» SUPPLIED RECORDS
****************************************
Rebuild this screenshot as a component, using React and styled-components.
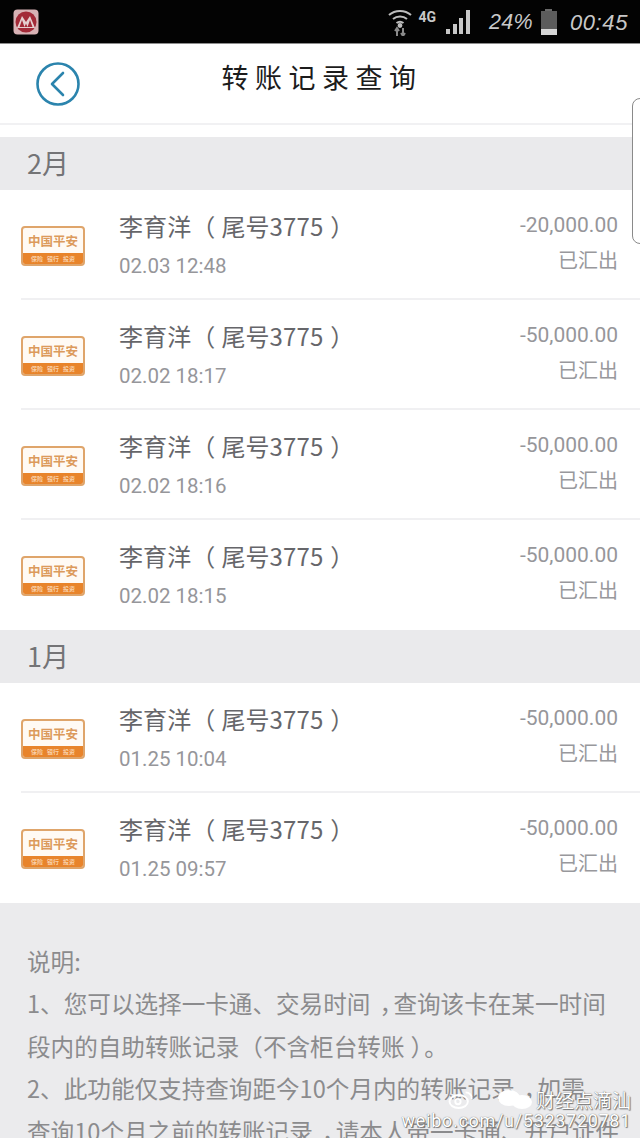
import styled, { createGlobalStyle } from "styled-components";

const GlobalStyle = createGlobalStyle`
  html, body {
    margin: 0;
    padding: 0;
    background: #ebebed;
  }
  body {
    font-family: "Roboto", "Noto Sans CJK SC", sans-serif;
  }
`;

const februaryRows = [
  { date: "02.03 12:48", amount: "-20,000.00" },
  { date: "02.02 18:17", amount: "-50,000.00" },
  { date: "02.02 18:16", amount: "-50,000.00" },
  { date: "02.02 18:15", amount: "-50,000.00" },
];

const januaryRows = [
  { date: "01.25 10:04", amount: "-50,000.00" },
  { date: "01.25 09:57", amount: "-50,000.00" },
];

function BankLogo() {
  return (
    <LogoBox>
      <LogoName>中国平安</LogoName>
      <LogoStrip>
        <span>保险</span>
        <span>银行</span>
        <span>投资</span>
      </LogoStrip>
    </LogoBox>
  );
}

function TransferRow({ date, amount, last }) {
  return (
    <Row $last={last}>
      <LogoCell>
        <BankLogo />
      </LogoCell>
      <RowBody>
        <div>
          <Name>
            李育洋<Paren $after={6}>（</Paren>尾号3775<Paren $before={7}>）</Paren>
          </Name>
          <DateText>{date}</DateText>
        </div>
        <AmountColumn>
          <Amount>{amount}</Amount>
          <Status>已汇出</Status>
        </AmountColumn>
      </RowBody>
    </Row>
  );
}

function MonthGroup({ month, rows }) {
  return (
    <>
      <MonthBar>{month}</MonthBar>
      <RowList>
        {rows.map((row, index) => (
          <TransferRow
            key={row.date}
            date={row.date}
            amount={row.amount}
            last={index === rows.length - 1}
          />
        ))}
      </RowList>
    </>
  );
}

export default function App() {
  return (
    <Page>
      <GlobalStyle />
      <StatusBar>
        <AppIcon viewBox="0 0 26 26">
          <rect x="0.5" y="0.5" width="25" height="25" rx="4" fill="#d8b2b5" />
          <circle cx="13" cy="13" r="10.5" fill="#a32a38" />
          <path d="M4 19 L9 7 L13 13 L17 7 L22 19 Z" fill="#e6cfd0" />
          <path d="M9 11 L11.5 18 H6.5 Z M17 11 L19.5 18 H14.5 Z M13 14.5 L14.5 18 H11.5 Z" fill="#a32a38" />
        </AppIcon>
        <StatusRight>
          <WifiIcon viewBox="0 0 24 27" fill="none" stroke="#bdbdbd" strokeWidth="2">
            <path d="M1 6 C7 0.5 17 0.5 23 6" />
            <path d="M5 10 C9 6.5 15 6.5 19 10" />
            <path d="M8.5 14 C10.5 12.5 13.5 12.5 15.5 14" />
            <circle cx="12" cy="16.5" r="1.4" fill="#bdbdbd" />
            <path d="M9 27 V20 M7 22 L9 19 L11 22 M15 19 V26 M13 24 L15 27 L17 24" stroke="#8a8a8a" />
          </WifiIcon>
          <NetworkLabel>4G</NetworkLabel>
          <SignalBars>
            <SignalBar $height={5} />
            <SignalBar $height={10} />
            <SignalBar $height={16} />
            <SignalBar $height={24} />
          </SignalBars>
          <Percent>24%</Percent>
          <Battery>
            <BatteryCap />
            <BatteryBody />
          </Battery>
          <Clock>00:45</Clock>
        </StatusRight>
      </StatusBar>
      <Header>
        <BackButton>
          <svg width="44" height="44" viewBox="0 0 44 44" fill="none">
            <circle cx="22" cy="22" r="20.5" stroke="#2b84ad" strokeWidth="2.6" />
            <path d="M27 11 L16 22 L27 33" stroke="#2b84ad" strokeWidth="2.6" strokeLinecap="round" strokeLinejoin="round" />
          </svg>
        </BackButton>
        <Title>转账记录查询</Title>
      </Header>
      <Spacer />
      <MonthGroup month="2月" rows={februaryRows} />
      <MonthGroup month="1月" rows={januaryRows} />
      <Notes>
        <p>说明:</p>
        <p>
          1、您可以选择一卡通、交易时间<Comma>，</Comma>查询该卡在某一时间
          <br />
          段内的自助转账记录（不含柜台转账<Paren $before={6} $after={2}>）</Paren>。
        </p>
        <p>
          2、此功能仅支持查询距今10个月内的转账记录<Comma>，</Comma>如需
          <br />
          查询10个月之前的转账记录<Comma>，</Comma>请本人带一卡通、开户证件
        </p>
      </Notes>
      <EdgeHandle />
      <Watermark>
        <WatermarkTop>
          <svg width="26" height="20" viewBox="0 0 34 24" fill="none" stroke="#ffffff" strokeWidth="2.5">
            <ellipse cx="14" cy="14" rx="12" ry="8.5" />
            <circle cx="13" cy="14" r="3.5" />
            <path d="M23 2 C28 2 32 6 31 11" />
          </svg>
          <BubbleIcon viewBox="0 0 40 22" fill="#ffffff">
            <ellipse cx="15" cy="9" rx="11" ry="8" />
            <ellipse cx="28" cy="13" rx="10" ry="7" />
          </BubbleIcon>
          <span>财经点滴汕</span>
        </WatermarkTop>
        <WatermarkUrl>weibo.com/u/5323720781</WatermarkUrl>
      </Watermark>
    </Page>
  );
}

const Page = styled.div`
  position: relative;
  width: 640px;
  height: 1138px;
  overflow: hidden;
  background: #ebebed;
`;

const StatusBar = styled.div`
  height: 44px;
  background: #030303;
  border-bottom: 1px solid #8d8d8d;
  box-sizing: border-box;
  display: flex;
  align-items: flex-start;
  justify-content: space-between;
  padding: 9px 12px 0 13px;
`;

const AppIcon = styled.svg`
  width: 26px;
  height: 26px;
`;

const StatusRight = styled.div`
  display: flex;
  align-items: flex-start;
  color: #c8c8c8;
`;

const WifiIcon = styled.svg`
  width: 24px;
  height: 27px;
`;

const NetworkLabel = styled.span`
  font: bold 14px/14px "Roboto", sans-serif;
  margin: 1px 0 0 6px;
  width: 20px;
`;

const SignalBars = styled.div`
  display: flex;
  align-items: flex-end;
  gap: 2.5px;
  height: 25px;
  margin-left: 8px;
`;

const SignalBar = styled.div`
  width: 4px;
  height: ${(props) => props.$height}px;
  background: #c8c8c8;
`;

const Percent = styled.span`
  font: italic 21.5px/26px "Liberation Sans", sans-serif;
  margin-left: 19px;
  letter-spacing: 0.3px;
  width: 49px;
`;

const Battery = styled.div`
  display: flex;
  flex-direction: column;
  align-items: center;
  margin-left: 3px;
`;

const BatteryCap = styled.div`
  width: 7px;
  height: 2px;
  background: #6a6a6a;
`;

const BatteryBody = styled.div`
  width: 16px;
  height: 24px;
  background: linear-gradient(#5c5c5c 0 74%, #d6d6d6 74% 100%);
`;

const Clock = styled.span`
  font: italic 22px/28px "Liberation Sans", sans-serif;
  margin-left: 13px;
  letter-spacing: 0.6px;
`;

const Header = styled.div`
  position: relative;
  height: 79px;
  background: #ffffff;
  display: flex;
  align-items: center;
  justify-content: center;
  box-sizing: border-box;
  padding-bottom: 14px;
`;

const BackButton = styled.div`
  position: absolute;
  left: 36px;
  top: 18px;
  width: 44px;
  height: 44px;
`;

const Title = styled.h1`
  margin: 0 0 0 4px;
  font: 400 27px "Noto Sans CJK SC", sans-serif;
  letter-spacing: 6.5px;
  color: #1c1c1c;
`;

const Spacer = styled.div`
  height: 14px;
  background: #ffffff;
  border-top: 2px solid #f1f1f3;
  box-sizing: border-box;
`;

const MonthBar = styled.div`
  height: 53px;
  box-sizing: border-box;
  background: #eaeaec;
  padding-left: 27px;
  font: 400 27px/52px "Noto Sans CJK SC", sans-serif;
  color: #747476;
`;

const RowList = styled.div`
  background: #ffffff;
  padding-left: 21px;
`;

const Row = styled.div`
  display: flex;
  height: 110px;
  box-sizing: border-box;
  border-bottom: 2px solid ${(props) => (props.$last ? "#ffffff" : "#f0f0f2")};
`;

const LogoCell = styled.div`
  width: 98px;
  flex: none;
  display: flex;
  align-items: center;
`;

const LogoBox = styled.div`
  flex: none;
  width: 64px;
  height: 40px;
  margin-top: 4px;
  border: 2px solid #dfa56b;
  border-radius: 4px;
  box-sizing: border-box;
  background: #fffaf4;
  display: flex;
  flex-direction: column;
  overflow: hidden;
`;

const LogoName = styled.div`
  flex: 1;
  font: 700 12.5px/25px "Noto Sans CJK SC", sans-serif;
  color: #dc9a5c;
  text-align: center;
  white-space: nowrap;
`;

const LogoStrip = styled.div`
  height: 11px;
  background: #e8842b;
  color: #f8cfa8;
  font: 700 6px/11px "Noto Sans CJK SC", sans-serif;
  display: flex;
  justify-content: center;
  gap: 4px;
`;

const RowBody = styled.div`
  flex: 1;
  display: flex;
  justify-content: space-between;
  padding: 16px 22px 0 0;
`;

const Name = styled.div`
  font: 400 24px/40px "Noto Sans CJK SC", sans-serif;
  color: #66666a;
  white-space: nowrap;
  letter-spacing: 0.1px;
`;

const Paren = styled.span`
  margin-left: ${(props) => props.$before || 0}px;
  margin-right: ${(props) => props.$after || 0}px;
`;

const Comma = styled.span`
  display: inline-block;
  width: 23px;
  padding-left: 9px;
  box-sizing: border-box;
  white-space: nowrap;
`;

const DateText = styled.div`
  font: 400 20.5px/30px "Roboto", sans-serif;
  color: #96969a;
  margin-top: 5px;
`;

const AmountColumn = styled.div`
  text-align: right;
`;

const Amount = styled.div`
  font: 400 21px/36px "Roboto", sans-serif;
  color: #96969a;
  margin-top: 1px;
`;

const Status = styled.div`
  font: 400 20px/34px "Noto Sans CJK SC", sans-serif;
  color: #98989c;
`;

const Notes = styled.div`
  padding: 37px 0 0 27px;
  color: #8b8b8d;
  font: 400 23.6px/42.4px "Noto Sans CJK SC", sans-serif;
  white-space: nowrap;

  p {
    margin: 0;
  }
`;

const EdgeHandle = styled.div`
  position: absolute;
  right: -8px;
  top: 98px;
  width: 14px;
  height: 144px;
  background: #ffffff;
  border: 1px solid #8a8a8a;
  border-radius: 10px;
`;

const Watermark = styled.div`
  position: absolute;
  right: 9px;
  bottom: 7px;
  text-align: right;
  color: #ffffff;
  text-shadow: 0 0 1px #555, 1px 1px 1px #777;
`;

const WatermarkTop = styled.div`
  display: flex;
  align-items: center;
  justify-content: flex-end;
  gap: 2px;
  font: 400 19px/22px "Noto Sans CJK SC", sans-serif;
`;

const BubbleIcon = styled.svg`
  width: 40px;
  height: 22px;
  margin-left: 18px;
`;

const WatermarkUrl = styled.div`
  font: 400 18px/20px "Roboto", sans-serif;
  letter-spacing: 0.7px;
`;
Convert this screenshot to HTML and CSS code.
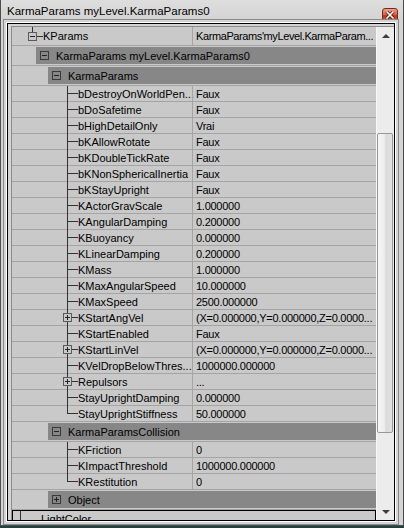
FILE: index.html
```html
<!DOCTYPE html>
<html>
<head>
<meta charset="utf-8">
<link rel="stylesheet" href="styles.css">
</head>
<body>
<div class="window">
  <div class="titlebar">
    <span class="title">KarmaParams myLevel.KarmaParams0</span>
    <span class="close"><svg width="10" height="8" viewBox="0 0 10 8"><path d="M1.5 0.5 L8.5 7.5 M8.5 0.5 L1.5 7.5" stroke="#3a1208" stroke-width="3"/><path d="M1.5 0.5 L8.5 7.5 M8.5 0.5 L1.5 7.5" stroke="#ffffff" stroke-width="1.6"/></svg></span>
  </div>
  <div class="frame">
    <div class="grid">
      <div class="list">
        <div class="row first">
          <div class="name lv0"><span class="conn up"><span class="box minus"></span></span><span class="txt">KParams</span></div>
          <div class="val">KarmaParams'myLevel.KarmaParam...</div>
        </div>
        <div class="hrow h1"><div class="bar"><span class="box minus"></span>KarmaParams myLevel.KarmaParams0</div></div>
        <div class="hrow h2"><div class="bar"><span class="box minus"></span>KarmaParams</div></div>

        <div class="row"><div class="name lv2"><span class="conn tee"></span><span class="txt">bDestroyOnWorldPen...</span></div><div class="val">Faux</div></div>
        <div class="row"><div class="name lv2"><span class="conn tee"></span><span class="txt">bDoSafetime</span></div><div class="val">Faux</div></div>
        <div class="row"><div class="name lv2"><span class="conn tee"></span><span class="txt">bHighDetailOnly</span></div><div class="val">Vrai</div></div>
        <div class="row"><div class="name lv2"><span class="conn tee"></span><span class="txt">bKAllowRotate</span></div><div class="val">Faux</div></div>
        <div class="row"><div class="name lv2"><span class="conn tee"></span><span class="txt">bKDoubleTickRate</span></div><div class="val">Faux</div></div>
        <div class="row"><div class="name lv2"><span class="conn tee"></span><span class="txt">bKNonSphericalInertia</span></div><div class="val">Faux</div></div>
        <div class="row"><div class="name lv2"><span class="conn tee"></span><span class="txt">bKStayUpright</span></div><div class="val">Faux</div></div>
        <div class="row"><div class="name lv2"><span class="conn tee"></span><span class="txt">KActorGravScale</span></div><div class="val">1.000000</div></div>
        <div class="row"><div class="name lv2"><span class="conn tee"></span><span class="txt">KAngularDamping</span></div><div class="val">0.200000</div></div>
        <div class="row"><div class="name lv2"><span class="conn tee"></span><span class="txt">KBuoyancy</span></div><div class="val">0.000000</div></div>
        <div class="row"><div class="name lv2"><span class="conn tee"></span><span class="txt">KLinearDamping</span></div><div class="val">0.200000</div></div>
        <div class="row"><div class="name lv2"><span class="conn tee"></span><span class="txt">KMass</span></div><div class="val">1.000000</div></div>
        <div class="row"><div class="name lv2"><span class="conn tee"></span><span class="txt">KMaxAngularSpeed</span></div><div class="val">10.000000</div></div>
        <div class="row"><div class="name lv2"><span class="conn tee"></span><span class="txt">KMaxSpeed</span></div><div class="val">2500.000000</div></div>
        <div class="row"><div class="name lv2"><span class="conn tee"><span class="box plus"></span></span><span class="txt">KStartAngVel</span></div><div class="val">(X=0.000000,Y=0.000000,Z=0.0000...</div></div>
        <div class="row"><div class="name lv2"><span class="conn tee"></span><span class="txt">KStartEnabled</span></div><div class="val">Faux</div></div>
        <div class="row"><div class="name lv2"><span class="conn tee"><span class="box plus"></span></span><span class="txt">KStartLinVel</span></div><div class="val">(X=0.000000,Y=0.000000,Z=0.0000...</div></div>
        <div class="row"><div class="name lv2"><span class="conn tee"></span><span class="txt">KVelDropBelowThres...</span></div><div class="val">1000000.000000</div></div>
        <div class="row"><div class="name lv2"><span class="conn tee"><span class="box plus"></span></span><span class="txt">Repulsors</span></div><div class="val">...</div></div>
        <div class="row"><div class="name lv2"><span class="conn tee"></span><span class="txt">StayUprightDamping</span></div><div class="val">0.000000</div></div>
        <div class="row"><div class="name lv2"><span class="conn last"></span><span class="txt">StayUprightStiffness</span></div><div class="val">50.000000</div></div>

        <div class="hrow h2"><div class="bar"><span class="box minus"></span>KarmaParamsCollision</div></div>
        <div class="row"><div class="name lv2"><span class="conn tee"></span><span class="txt">KFriction</span></div><div class="val">0</div></div>
        <div class="row"><div class="name lv2"><span class="conn tee"></span><span class="txt">KImpactThreshold</span></div><div class="val">1000000.000000</div></div>
        <div class="row"><div class="name lv2"><span class="conn last"></span><span class="txt">KRestitution</span></div><div class="val">0</div></div>

        <div class="hrow h2"><div class="bar"><span class="box plus"></span>Object</div></div>
        <div class="row focus"><div class="name lvf"><span class="conn stub"></span><span class="txt">LightColor</span></div><div class="val"></div></div>
      </div>
      <div class="scrollbar">
        <div class="sbtn"><span class="arrow-up"></span></div>
        <div class="track"><div class="thumb"></div></div>
        <div class="sbtn"><span class="arrow-down"></span></div>
      </div>
    </div>
  </div>
</div>
</body>
</html>
```

FILE: styles.css
```css
html, body {
  margin: 0;
  padding: 0;
}
body {
  width: 404px;
  height: 528px;
  overflow: hidden;
  background: #23413f;
  font-family: "Liberation Sans", Arial, sans-serif;
  color: #000;
}
.window {
  width: 404px;
  height: 526px;
  box-sizing: border-box;
  border: 1px solid #4d4d4d;
  border-top: 0;
  background: #d4d4d4;
  display: flex;
  flex-direction: column;
}
.titlebar {
  height: 23px;
  flex: none;
  display: flex;
  align-items: flex-start;
  background: linear-gradient(#dedede, #d2d2d2);
}
.title {
  font-size: 11.5px;
  margin: 5px 0 0 6px;
  white-space: nowrap;
}
.close {
  margin: 8px 5px 0 auto;
  width: 16px;
  height: 14px;
  box-sizing: border-box;
  border: 1px solid #7b2a18;
  border-radius: 3px;
  background: linear-gradient(#eba08a, #d9644a 45%, #c5341a 55%, #d2583a);
  display: flex;
  align-items: center;
  justify-content: center;
}
.close svg { display: block; }
.frame {
  flex: 1;
  margin: 0 8px 4px 6px;
  border: 1px solid #000;
  box-shadow: 0 0 0 1px #ffffff, 0 0 0 3px #d4d4d4, 0 0 0 4px #8a8a8a;
  padding: 2px 0 0 3px;
  display: flex;
  min-height: 0;
}
.grid {
  flex: 1;
  display: flex;
  border-left: 1px solid #8c8c8c;
  border-top: 1px solid #8c8c8c;
  background: #c9c9c9;
  overflow: hidden;
  min-height: 0;
}
.list {
  width: 364px;
  flex: none;
  font-size: 11px;
  overflow: hidden;
}
.row {
  height: 16px;
  box-sizing: border-box;
  border-bottom: 1px solid #a4a4a4;
  display: flex;
}
.row.first { height: 19px; }
.name {
  width: 180px;
  flex: none;
  display: flex;
  align-items: flex-start;
  white-space: nowrap;
  box-sizing: border-box;
}
.txt {
  line-height: 13px;
  padding-top: 2px;
}
.row.first .txt { padding-top: 3px; }
.lv0 { padding-left: 16px; }
.lv2 { padding-left: 51px; }
.lvf { padding-left: 3px; }
.val {
  flex: 1;
  border-left: 1px solid #a4a4a4;
  padding: 2px 0 0 3px;
  line-height: 13px;
  white-space: nowrap;
  overflow: hidden;
  letter-spacing: -0.26px;
}
.row.first .val {
  padding-top: 3px;
  letter-spacing: -0.4px;
}
.conn {
  width: 15px;
  height: 16px;
  flex: none;
  display: flex;
  align-items: flex-start;
}
.row.first .conn { height: 19px; }
.conn.tee {
  background:
    linear-gradient(#333, #333) 4px 0 / 1px 16px no-repeat,
    linear-gradient(#333, #333) 4px 7px / 11px 1px no-repeat;
}
.conn.last {
  background:
    linear-gradient(#333, #333) 4px 0 / 1px 8px no-repeat,
    linear-gradient(#333, #333) 4px 7px / 11px 1px no-repeat;
}
.conn.up {
  background:
    linear-gradient(#333, #333) 4px 0 / 1px 5px no-repeat,
    linear-gradient(#333, #333) 9px 9px / 6px 1px no-repeat;
}
.conn.stub {
  background: linear-gradient(#333, #333) 4px 0 / 1px 16px no-repeat;
  width: 25px;
}
.conn .box { margin-top: 3px; }
.row.first .conn .box { margin-top: 5px; }
.box {
  width: 9px;
  height: 9px;
  box-sizing: border-box;
  border: 1px solid #5a5a5a;
  flex: none;
  background:
    linear-gradient(#222, #222) 1px 3px / 5px 1px no-repeat;
}
.conn .box { background-color: #c9c9c9; }
.box.plus {
  background:
    linear-gradient(#222, #222) 1px 3px / 5px 1px no-repeat,
    linear-gradient(#222, #222) 3px 1px / 1px 5px no-repeat;
}
.conn .box.plus { background-color: #c9c9c9; }
.hrow {
  height: 20px;
  box-sizing: border-box;
  padding: 1px 0 1px 0;
  border-bottom: 1px solid #a4a4a4;
  display: flex;
}
.h1 { padding-left: 24px; }
.h2 { padding-left: 36px; }
.bar {
  flex: 1;
  background: #878787;
  display: flex;
  align-items: center;
  padding-left: 4px;
  white-space: nowrap;
}
.bar .box {
  margin-right: 7px;
  border-color: #3a3a3a;
}
.row.focus {
  border: 1px solid #000;
  height: 18px;
}
.row.focus .txt { padding-top: 2px; }
.row.focus .val { border-left-color: transparent; }
.scrollbar {
  width: 18px;
  flex: none;
  display: flex;
  flex-direction: column;
  background: #ececec;
  border-left: 1px solid #f7f7f7;
  box-sizing: border-box;
}
.sbtn {
  height: 17px;
  flex: none;
  display: flex;
  align-items: center;
  justify-content: center;
}
.track {
  flex: 1;
  min-height: 0;
}
.thumb {
  margin: 89px 0 0 0;
  width: 16px;
  height: 300px;
  box-sizing: border-box;
  border: 1px solid #979797;
  border-radius: 2px;
  background: linear-gradient(to right, #f6f6f6, #ebebeb 50%, #d9d9d9 55%, #e3e3e3);
}
.arrow-up {
  width: 0;
  height: 0;
  border-left: 4px solid transparent;
  border-right: 4px solid transparent;
  border-bottom: 4px solid #3c3c3c;
}
.arrow-down {
  width: 0;
  height: 0;
  border-left: 4px solid transparent;
  border-right: 4px solid transparent;
  border-top: 4px solid #3c3c3c;
}
```
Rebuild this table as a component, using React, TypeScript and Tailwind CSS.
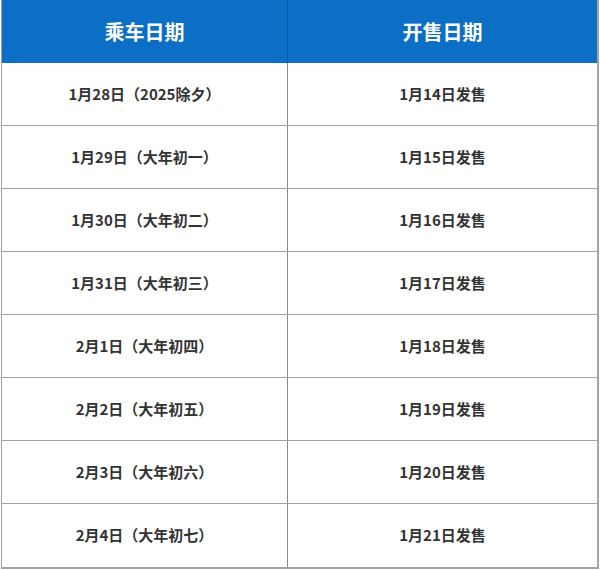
****************************************
» AIM
Collect the lines that hold "components".

» COMPLETE ANSWER
Rebuild this screenshot as a component, using React and styled-components.
import styled, { createGlobalStyle } from "styled-components";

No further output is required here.